May 13, 2009

Tasmanian Tiger Expedition Broadcast

Chris Rehberg (above) at the website Where Light Meets Dark has confirmed that the new “MonsterQuest” episode “Isle of the Lost Tiger,” will screen this week, and shall feature the WLMD Expedition in search of the Thylacine or Tasmanian Tiger (Thylacinus cynocephalus) carried out in 2009.

Screening dates in the US are Wednesday, May 13, 2009 (9 pm Eastern), Thursday, May 14 (1 am E) and Sunday May 24 (9 am E). Check your local listings for times in your area. Image: WLMD


Dr. Jeremy Austin and a juvenile thylacine from the University of Adelaide.

The WLMD site gives a summary on the “Tasmanian Tiger Expedition2009.”

The almost final results achieved are listed as the following:

Even though the final trek of the expedition has not yet been undertaken, a number of positive outcomes have been achieved already.

A previously unknown Tasmanian wedge-tailed eagle nest was discovered. There are believed to be only about 200 nesting sites remaining in Tasmania.

The elusive ground parrot was identified by its call.
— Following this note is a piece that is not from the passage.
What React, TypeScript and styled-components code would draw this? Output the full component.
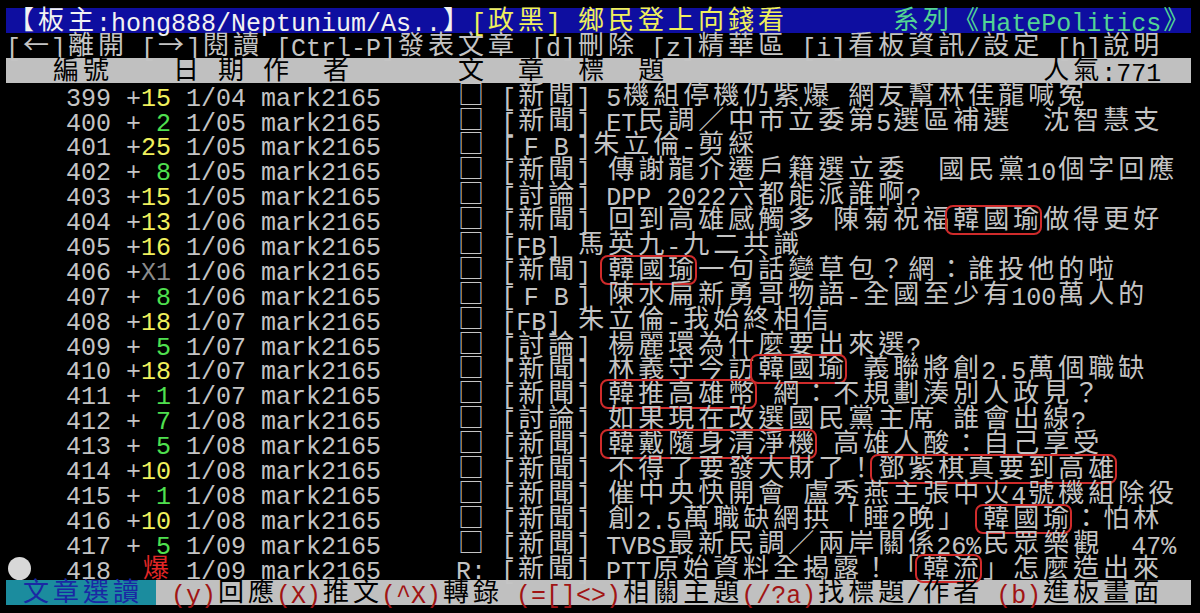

Coincidentally, I only recognised the call because of last year having examined evidence for its survival in Sydney where it has not been sighted in over 100 years.


Above: Where Light Meets Dark recently published a photograph of an all-white Eastern quoll taxidermy, prepared in 1882. The quoll was captured in Ercildoune, Victoria and since publishing these photos the Australian Museum has confirmed that it too has an all-white specimen, also from the mainland. Photo used by permission.

The program will have the final discoveries and scientific analyses of those.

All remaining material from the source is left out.